All is not lightness in Venice. A furor has erupted among German architects over whether or not to demolish the country’s Nazi-style pavilion in the Giardini. If the monstrous building is allowed to stand, decades after it was horribly Nazified in 1938, German artists and architects will be permanently punished for the heaviness of their country's past sins.
This weekend, members of Beesley’s team leave Toronto for Venice to begin construction in the Canadian pavilion. Beesley joins them next week, along with some 30 architecture- and art-student volunteers from across Europe. They’re gathering, says Beesley, to participate in a labour-intensive “quilting bee” that will produce an inhabitable kinetic sculpture. Hylozoic Ground is electronically wired to recoil from or reach out to a visitor. Architecture that feels? Not yet. But design might some day show its feelings toward human beings and respond emotionally. Given that we’re drowning in lifeless, aesthetically bankrupt architecture, that’s an ambition worth exploring.
For now, as experienced recently during a sneak preview at the Design Exchange in downtown Toronto, the beautiful mutant designs by Beesley move unpredictably and without warning. The lightweight components are made of acrylic – true, that’s an eco-pity – and the myriad pieces are fitted with microprocessors and proximity sensors. Imagine tens of thousands of white fronds and whiskers responding shyly in an exhibition hall packed with people.

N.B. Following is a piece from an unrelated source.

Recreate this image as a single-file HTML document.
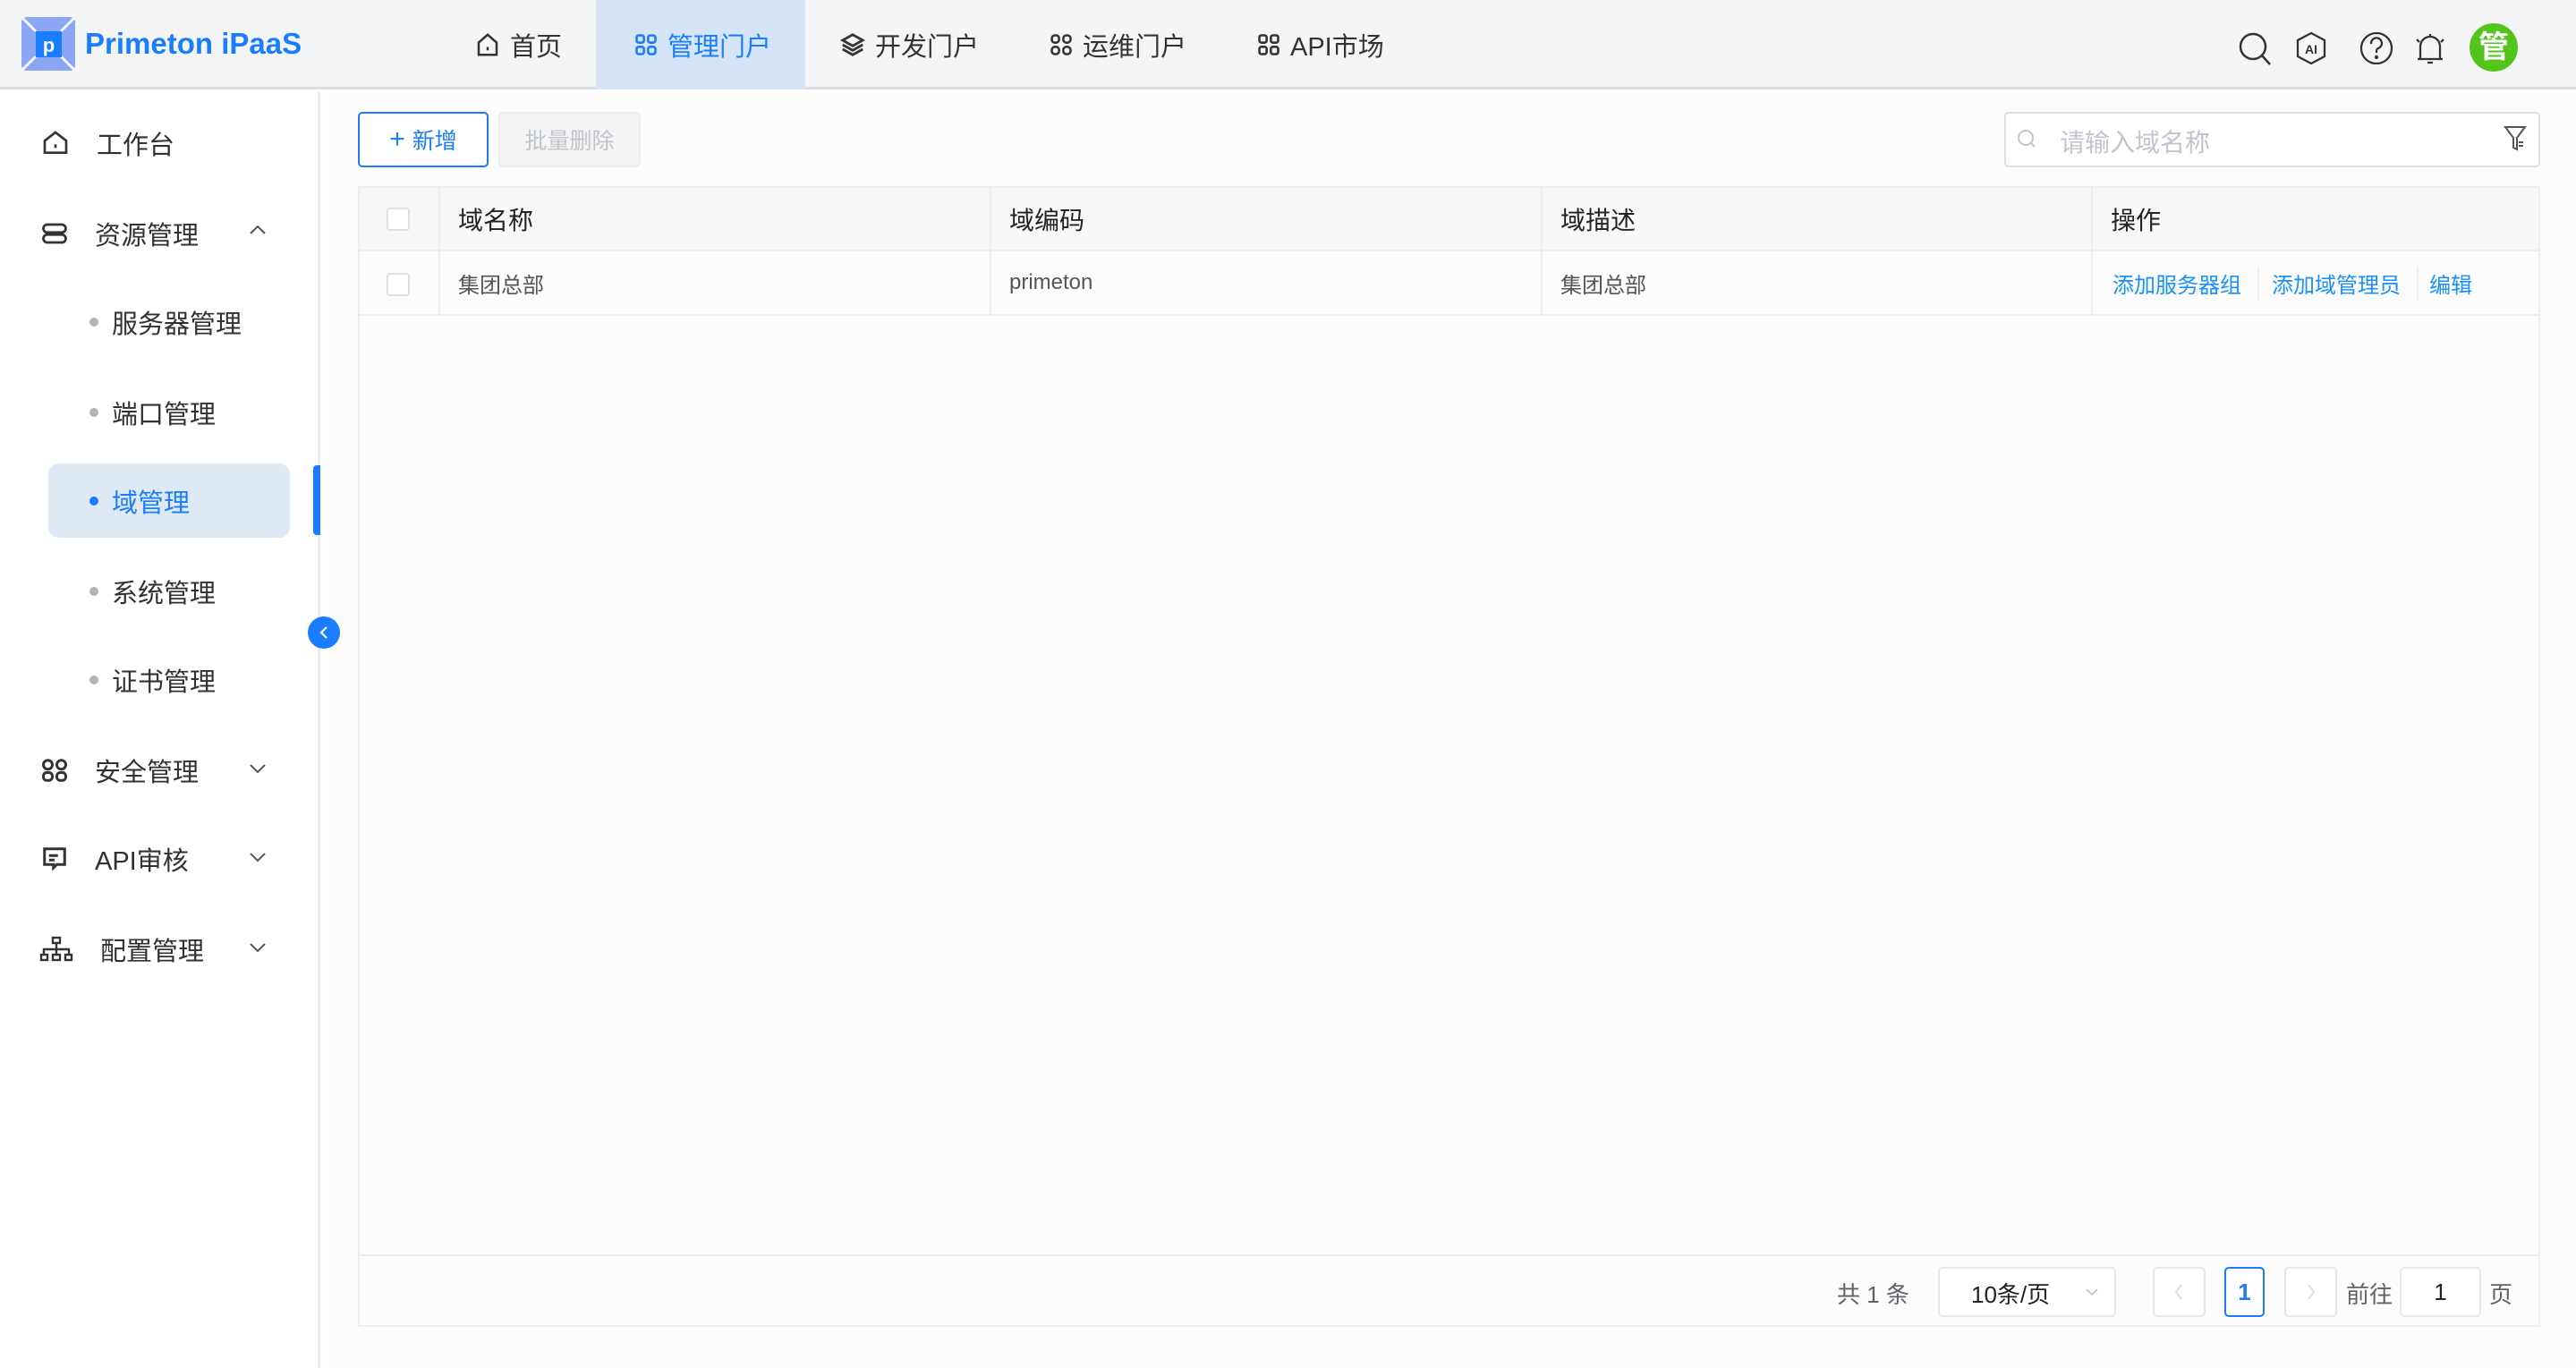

Throughout the ages, architecture has almost always been heavy – firmly rooted in principles of solidity and durability. But Hylozoic Ground has its creative roots in the study of geotextiles begun some 15 years ago when Beesley, then a young Prix de Rome scholar, was assisting with excavations on the Palatine, the spread of hilltops that overlooks the ancient Roman Forum. Since then, he’s created lightweight geodesic systems that seem to float above or grow out of the ground. For Haystack Veil (1998), Beesley cut and bundled 30,000 sapling twigs, applying his obsessive passion for finding new forms of architecture to construct a rustic perforated blanket, measuring one-quarter of an acre, on the edge of the Atlantic Ocean in Maine.